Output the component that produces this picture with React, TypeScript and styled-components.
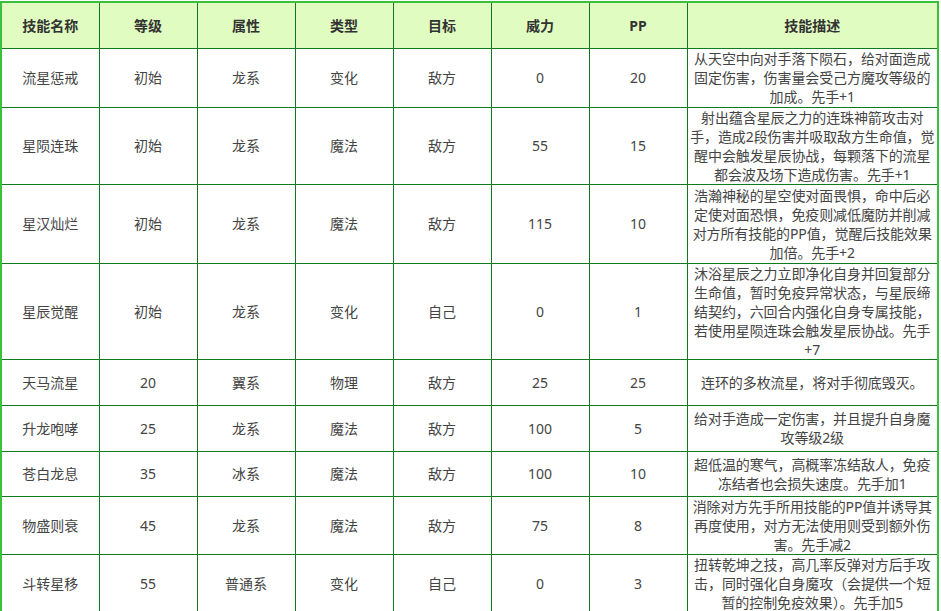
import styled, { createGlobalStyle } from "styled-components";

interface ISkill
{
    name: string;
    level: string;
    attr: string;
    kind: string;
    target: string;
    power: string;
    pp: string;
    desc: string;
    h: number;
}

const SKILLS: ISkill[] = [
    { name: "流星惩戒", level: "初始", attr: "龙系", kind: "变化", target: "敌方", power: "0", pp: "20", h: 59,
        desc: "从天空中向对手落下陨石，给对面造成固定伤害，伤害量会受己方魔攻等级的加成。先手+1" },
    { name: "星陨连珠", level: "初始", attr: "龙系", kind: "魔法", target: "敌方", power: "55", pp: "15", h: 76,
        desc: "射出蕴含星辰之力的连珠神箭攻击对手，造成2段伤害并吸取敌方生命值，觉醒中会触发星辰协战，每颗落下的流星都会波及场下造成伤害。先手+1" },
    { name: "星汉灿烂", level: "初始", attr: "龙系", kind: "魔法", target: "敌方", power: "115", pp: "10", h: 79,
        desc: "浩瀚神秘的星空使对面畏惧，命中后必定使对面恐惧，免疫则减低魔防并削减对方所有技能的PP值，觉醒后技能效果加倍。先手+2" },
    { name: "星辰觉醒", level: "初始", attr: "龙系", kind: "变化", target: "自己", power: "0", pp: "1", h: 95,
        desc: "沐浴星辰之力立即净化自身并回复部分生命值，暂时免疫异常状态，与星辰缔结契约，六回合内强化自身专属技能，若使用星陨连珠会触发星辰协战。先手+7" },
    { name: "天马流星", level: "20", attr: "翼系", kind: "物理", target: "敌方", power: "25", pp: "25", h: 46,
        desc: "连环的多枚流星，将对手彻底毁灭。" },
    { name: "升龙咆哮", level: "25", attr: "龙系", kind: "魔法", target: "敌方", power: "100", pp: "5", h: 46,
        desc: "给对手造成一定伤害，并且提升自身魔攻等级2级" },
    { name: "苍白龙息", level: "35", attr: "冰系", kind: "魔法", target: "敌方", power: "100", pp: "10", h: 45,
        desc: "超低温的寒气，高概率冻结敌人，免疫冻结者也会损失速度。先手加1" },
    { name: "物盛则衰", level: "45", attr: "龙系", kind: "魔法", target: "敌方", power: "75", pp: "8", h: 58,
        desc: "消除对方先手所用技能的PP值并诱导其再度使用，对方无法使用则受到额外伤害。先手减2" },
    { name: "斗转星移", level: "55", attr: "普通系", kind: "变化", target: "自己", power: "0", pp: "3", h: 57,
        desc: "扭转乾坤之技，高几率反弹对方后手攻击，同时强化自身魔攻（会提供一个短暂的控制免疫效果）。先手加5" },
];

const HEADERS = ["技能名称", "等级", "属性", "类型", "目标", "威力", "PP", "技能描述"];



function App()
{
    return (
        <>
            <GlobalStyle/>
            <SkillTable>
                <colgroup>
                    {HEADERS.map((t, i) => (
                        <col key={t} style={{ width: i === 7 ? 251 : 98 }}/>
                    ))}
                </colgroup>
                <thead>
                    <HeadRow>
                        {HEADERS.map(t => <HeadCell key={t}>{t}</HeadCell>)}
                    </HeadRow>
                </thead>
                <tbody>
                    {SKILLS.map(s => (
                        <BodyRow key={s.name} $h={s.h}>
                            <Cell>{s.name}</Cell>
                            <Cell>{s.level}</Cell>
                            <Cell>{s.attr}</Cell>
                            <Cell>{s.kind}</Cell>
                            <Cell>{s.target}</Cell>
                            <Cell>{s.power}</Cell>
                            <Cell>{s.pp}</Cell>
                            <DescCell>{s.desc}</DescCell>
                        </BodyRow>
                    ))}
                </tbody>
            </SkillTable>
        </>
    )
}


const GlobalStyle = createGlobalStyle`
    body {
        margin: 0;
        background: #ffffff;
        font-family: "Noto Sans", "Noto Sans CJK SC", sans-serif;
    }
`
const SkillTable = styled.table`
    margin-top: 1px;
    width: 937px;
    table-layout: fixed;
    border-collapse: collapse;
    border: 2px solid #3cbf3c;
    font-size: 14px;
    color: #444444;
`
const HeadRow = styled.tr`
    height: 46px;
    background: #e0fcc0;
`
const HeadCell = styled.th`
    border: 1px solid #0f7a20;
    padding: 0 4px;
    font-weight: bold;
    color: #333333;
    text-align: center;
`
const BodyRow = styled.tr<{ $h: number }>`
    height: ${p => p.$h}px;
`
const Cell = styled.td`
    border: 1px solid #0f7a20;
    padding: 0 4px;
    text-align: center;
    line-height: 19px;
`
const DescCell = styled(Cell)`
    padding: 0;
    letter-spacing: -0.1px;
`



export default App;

__________________________________________________

> Task
Without the pictures, output the full listing exactly as it stands.

> Written response
Output the component that produces this picture with React, TypeScript and styled-components.
import styled, { createGlobalStyle } from "styled-components";

interface ISkill
{
    name: string;
    level: string;
    attr: string;
    kind: string;
    target: string;
    power: string;
    pp: string;
    desc: string;
    h: number;
}

const SKILLS: ISkill[] = [
    { name: "流星惩戒", level: "初始", attr: "龙系", kind: "变化", target: "敌方", power: "0", pp: "20", h: 59,
        desc: "从天空中向对手落下陨石，给对面造成固定伤害，伤害量会受己方魔攻等级的加成。先手+1" },
    { name: "星陨连珠", level: "初始", attr: "龙系", kind: "魔法", target: "敌方", power: "55", pp: "15", h: 76,
        desc: "射出蕴含星辰之力的连珠神箭攻击对手，造成2段伤害并吸取敌方生命值，觉醒中会触发星辰协战，每颗落下的流星都会波及场下造成伤害。先手+1" },
    { name: "星汉灿烂", level: "初始", attr: "龙系", kind: "魔法", target: "敌方", power: "115", pp: "10", h: 79,
        desc: "浩瀚神秘的星空使对面畏惧，命中后必定使对面恐惧，免疫则减低魔防并削减对方所有技能的PP值，觉醒后技能效果加倍。先手+2" },
    { name: "星辰觉醒", level: "初始", attr: "龙系", kind: "变化", target: "自己", power: "0", pp: "1", h: 95,
        desc: "沐浴星辰之力立即净化自身并回复部分生命值，暂时免疫异常状态，与星辰缔结契约，六回合内强化自身专属技能，若使用星陨连珠会触发星辰协战。先手+7" },
    { name: "天马流星", level: "20", attr: "翼系", kind: "物理", target: "敌方", power: "25", pp: "25", h: 46,
        desc: "连环的多枚流星，将对手彻底毁灭。" },
    { name: "升龙咆哮", level: "25", attr: "龙系", kind: "魔法", target: "敌方", power: "100", pp: "5", h: 46,
        desc: "给对手造成一定伤害，并且提升自身魔攻等级2级" },
    { name: "苍白龙息", level: "35", attr: "冰系", kind: "魔法", target: "敌方", power: "100", pp: "10", h: 45,
        desc: "超低温的寒气，高概率冻结敌人，免疫冻结者也会损失速度。先手加1" },
    { name: "物盛则衰", level: "45", attr: "龙系", kind: "魔法", target: "敌方", power: "75", pp: "8", h: 58,
        desc: "消除对方先手所用技能的PP值并诱导其再度使用，对方无法使用则受到额外伤害。先手减2" },
    { name: "斗转星移", level: "55", attr: "普通系", kind: "变化", target: "自己", power: "0", pp: "3", h: 57,
        desc: "扭转乾坤之技，高几率反弹对方后手攻击，同时强化自身魔攻（会提供一个短暂的控制免疫效果）。先手加5" },
];

const HEADERS = ["技能名称", "等级", "属性", "类型", "目标", "威力", "PP", "技能描述"];



function App()
{
    return (
        <>
            <GlobalStyle/>
            <SkillTable>
                <colgroup>
                    {HEADERS.map((t, i) => (
                        <col key={t} style={{ width: i === 7 ? 251 : 98 }}/>
                    ))}
                </colgroup>
                <thead>
                    <HeadRow>
                        {HEADERS.map(t => <HeadCell key={t}>{t}</HeadCell>)}
                    </HeadRow>
                </thead>
                <tbody>
                    {SKILLS.map(s => (
                        <BodyRow key={s.name} $h={s.h}>
                            <Cell>{s.name}</Cell>
                            <Cell>{s.level}</Cell>
                            <Cell>{s.attr}</Cell>
                            <Cell>{s.kind}</Cell>
                            <Cell>{s.target}</Cell>
                            <Cell>{s.power}</Cell>
                            <Cell>{s.pp}</Cell>
                            <DescCell>{s.desc}</DescCell>
                        </BodyRow>
                    ))}
                </tbody>
            </SkillTable>
        </>
    )
}


const GlobalStyle = createGlobalStyle`
    body {
        margin: 0;
        background: #ffffff;
        font-family: "Noto Sans", "Noto Sans CJK SC", sans-serif;
    }
`
const SkillTable = styled.table`
    margin-top: 1px;
    width: 937px;
    table-layout: fixed;
    border-collapse: collapse;
    border: 2px solid #3cbf3c;
    font-size: 14px;
    color: #444444;
`
const HeadRow = styled.tr`
    height: 46px;
    background: #e0fcc0;
`
const HeadCell = styled.th`
    border: 1px solid #0f7a20;
    padding: 0 4px;
    font-weight: bold;
    color: #333333;
    text-align: center;
`
const BodyRow = styled.tr<{ $h: number }>`
    height: ${p => p.$h}px;
`
const Cell = styled.td`
    border: 1px solid #0f7a20;
    padding: 0 4px;
    text-align: center;
    line-height: 19px;
`
const DescCell = styled(Cell)`
    padding: 0;
    letter-spacing: -0.1px;
`



export default App;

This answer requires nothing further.